I have the same issue in AA. It can almost be discouraging in a sense. The program is so adamant about a spiritual force being the ONLY thing that can keep us from drinking. People in AA seem to always give credit to their higher power for their everyday life achievements and sobriety. When in reality it's themselves doing all the footwork. A belief in a God may be the driving force behind their decisions. Regardless, we are still the ones taking action. I find it hard to stomach as well. I find myself thinking "No, it was YOU that kept you sober today, You're the one who made the decision not to drink, regardless of the reason behind that decision, YOU still made the decision. Don't give all the credit to God."

I know your question was rhetorical, but of course we have a chance at sobriety. I personally enjoy it for the first time, ever. I had my run with alcohol. I've got 50 days sober now. Looking back, I find myself kinda baffled at the fact that I was so enslaved by alcohol. I feel as if a new chapter has been opened. I find it easy to nonchalantly turn down alcohol, simply because I know what it does to me, and I genuinely don't want it. It's not fun anymore and never will be, Plus my mind is so much sharper and I take pride in that, I'm starting to rediscover myself, and I actually like who I am, and so does everyone else. It's not easy to forget the pain an alcoholic life brought me, for that I am grateful.

As far as being able to trust believers, it seems not-so-much that they are necessarily irrational (though they are) but rather, they lazily take their beliefs for granted, never questioning them. Lacking depth in their convictions but not realizing it. This I find very astounding. How can anyone not seriously consider the tenants of their faith? It's the most important question a human can ponder. Yet it's rare to find someone who thinks on such a lofty level concerning this subject.

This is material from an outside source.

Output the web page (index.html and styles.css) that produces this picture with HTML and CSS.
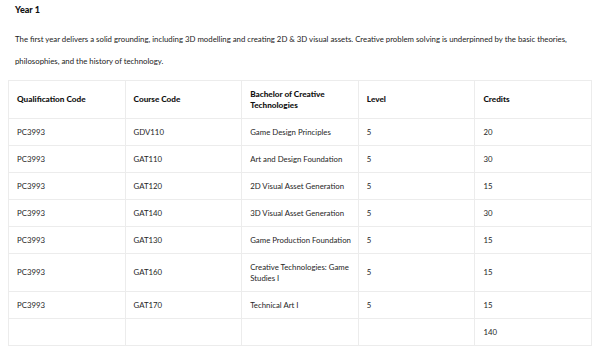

They're belief is irrational, but they don't seem to care, know why or how. They don't think about it enough for it to even occur to them that maybe something is amiss. They're comfortable in their self-serving belief that their soul is accounted for, they may display altruistic behavior, but it just boils down to their fear of Gods judgment.

It's hard to connect with people on a level that's satisfying on my end. It's easy to blend in with the sheeple and relate on their level. But most people are satisfied with this superficial level of functioning; Go to work, make money, buy a flat screen, get married, go to church, start a family, find a hobby, read the bible, home school your kids, pray every morning, etc,. All that stuff is good and it's what life is made up of but not what defines us as so many people believe.

Even though AA is a very religious foundation but they claim to be only spiritual in nature. When the issue is pressed, and especially expressed in the Big Book, there's this idea that the only way to stay sober is through God. Why then do people who have a heartfelt faith in God still fail? Because it ultimately comes down to the individuals choice, God or no God.

I can't say what is best for anyone or even myself for that matter, all I know is that AA has a good track record, I will take as much from it as I can. I do know that I won't drink today, and I find comfort in that. I also know the likelihood of my mind rationalizing a drink for me is pretty farfetched. I'm just done with it.

I guess we are both kind of forced to forge our own path through the program. I see no way for an atheist to complete the steps with the 'God of our understanding' being fictitious. I've asked around a little and it seems the textbook answer to give is “read the chapter to the agnostic.” I have, several times. I just find people committing intellectual suicide for a placebo effect. My sobriety is personal and of my own making. We are doing the work, so I think we should be proud of ourselves Bobby. Most people have a God, we don't. We are doing this on our own (even though the believers are too), we're just aware that it's US.